What you have to do: Copy each line below exactly and leave the pictures out.

· · · · ·

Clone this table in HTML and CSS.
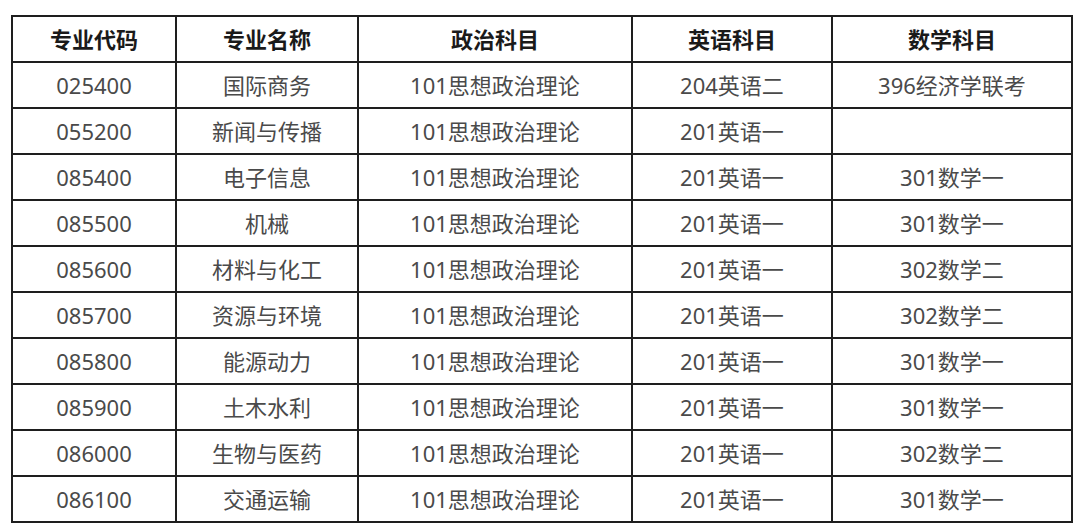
FILE: index.html
```html
<!DOCTYPE html>
<html lang="zh-CN">
<head>
<meta charset="utf-8">
<link rel="stylesheet" href="styles.css">
</head>
<body>
<table class="majors">
  <colgroup>
    <col class="c1"><col class="c2"><col class="c3"><col class="c4"><col class="c5">
  </colgroup>
  <thead>
    <tr><th>专业代码</th><th>专业名称</th><th>政治科目</th><th>英语科目</th><th>数学科目</th></tr>
  </thead>
  <tbody>
    <tr><td>025400</td><td>国际商务</td><td>101思想政治理论</td><td>204英语二</td><td>396经济学联考</td></tr>
    <tr><td>055200</td><td>新闻与传播</td><td>101思想政治理论</td><td>201英语一</td><td></td></tr>
    <tr><td>085400</td><td>电子信息</td><td>101思想政治理论</td><td>201英语一</td><td>301数学一</td></tr>
    <tr><td>085500</td><td>机械</td><td>101思想政治理论</td><td>201英语一</td><td>301数学一</td></tr>
    <tr><td>085600</td><td>材料与化工</td><td>101思想政治理论</td><td>201英语一</td><td>302数学二</td></tr>
    <tr><td>085700</td><td>资源与环境</td><td>101思想政治理论</td><td>201英语一</td><td>302数学二</td></tr>
    <tr><td>085800</td><td>能源动力</td><td>101思想政治理论</td><td>201英语一</td><td>301数学一</td></tr>
    <tr><td>085900</td><td>土木水利</td><td>101思想政治理论</td><td>201英语一</td><td>301数学一</td></tr>
    <tr><td>086000</td><td>生物与医药</td><td>101思想政治理论</td><td>201英语一</td><td>302数学二</td></tr>
    <tr><td>086100</td><td>交通运输</td><td>101思想政治理论</td><td>201英语一</td><td>301数学一</td></tr>
  </tbody>
</table>
</body>
</html>
```
FILE: styles.css
```css
html, body {
  margin: 0;
  padding: 0;
  background: #ffffff;
}
body {
  padding: 15px 0 0 11px;
  font-family: "Noto Sans", "Noto Sans CJK SC", sans-serif;
}
.majors {
  border-collapse: collapse;
  table-layout: fixed;
  width: 1062px;
  border: 2px solid #1e1e1e;
}
.c1 { width: 164px; }
.c2 { width: 182px; }
.c3 { width: 274px; }
.c4 { width: 200px; }
.c5 { width: 240px; }
.majors th,
.majors td {
  border: 2px solid #1e1e1e;
  height: 44px;
  padding: 0;
  text-align: center;
  vertical-align: middle;
  font-size: 22px;
  line-height: 44px;
  white-space: nowrap;
}
.majors th {
  font-weight: 700;
  color: #1a1a1a;
}
.majors td {
  font-weight: 400;
  color: #4a4a4a;
}
```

· · · · ·

Right answer:
Clone this table in HTML and CSS.
FILE: index.html
```html
<!DOCTYPE html>
<html lang="zh-CN">
<head>
<meta charset="utf-8">
<link rel="stylesheet" href="styles.css">
</head>
<body>
<table class="majors">
  <colgroup>
    <col class="c1"><col class="c2"><col class="c3"><col class="c4"><col class="c5">
  </colgroup>
  <thead>
    <tr><th>专业代码</th><th>专业名称</th><th>政治科目</th><th>英语科目</th><th>数学科目</th></tr>
  </thead>
  <tbody>
    <tr><td>025400</td><td>国际商务</td><td>101思想政治理论</td><td>204英语二</td><td>396经济学联考</td></tr>
    <tr><td>055200</td><td>新闻与传播</td><td>101思想政治理论</td><td>201英语一</td><td></td></tr>
    <tr><td>085400</td><td>电子信息</td><td>101思想政治理论</td><td>201英语一</td><td>301数学一</td></tr>
    <tr><td>085500</td><td>机械</td><td>101思想政治理论</td><td>201英语一</td><td>301数学一</td></tr>
    <tr><td>085600</td><td>材料与化工</td><td>101思想政治理论</td><td>201英语一</td><td>302数学二</td></tr>
    <tr><td>085700</td><td>资源与环境</td><td>101思想政治理论</td><td>201英语一</td><td>302数学二</td></tr>
    <tr><td>085800</td><td>能源动力</td><td>101思想政治理论</td><td>201英语一</td><td>301数学一</td></tr>
    <tr><td>085900</td><td>土木水利</td><td>101思想政治理论</td><td>201英语一</td><td>301数学一</td></tr>
    <tr><td>086000</td><td>生物与医药</td><td>101思想政治理论</td><td>201英语一</td><td>302数学二</td></tr>
    <tr><td>086100</td><td>交通运输</td><td>101思想政治理论</td><td>201英语一</td><td>301数学一</td></tr>
  </tbody>
</table>
</body>
</html>
```
FILE: styles.css
```css
html, body {
  margin: 0;
  padding: 0;
  background: #ffffff;
}
body {
  padding: 15px 0 0 11px;
  font-family: "Noto Sans", "Noto Sans CJK SC", sans-serif;
}
.majors {
  border-collapse: collapse;
  table-layout: fixed;
  width: 1062px;
  border: 2px solid #1e1e1e;
}
.c1 { width: 164px; }
.c2 { width: 182px; }
.c3 { width: 274px; }
.c4 { width: 200px; }
.c5 { width: 240px; }
.majors th,
.majors td {
  border: 2px solid #1e1e1e;
  height: 44px;
  padding: 0;
  text-align: center;
  vertical-align: middle;
  font-size: 22px;
  line-height: 44px;
  white-space: nowrap;
}
.majors th {
  font-weight: 700;
  color: #1a1a1a;
}
.majors td {
  font-weight: 400;
  color: #4a4a4a;
}
```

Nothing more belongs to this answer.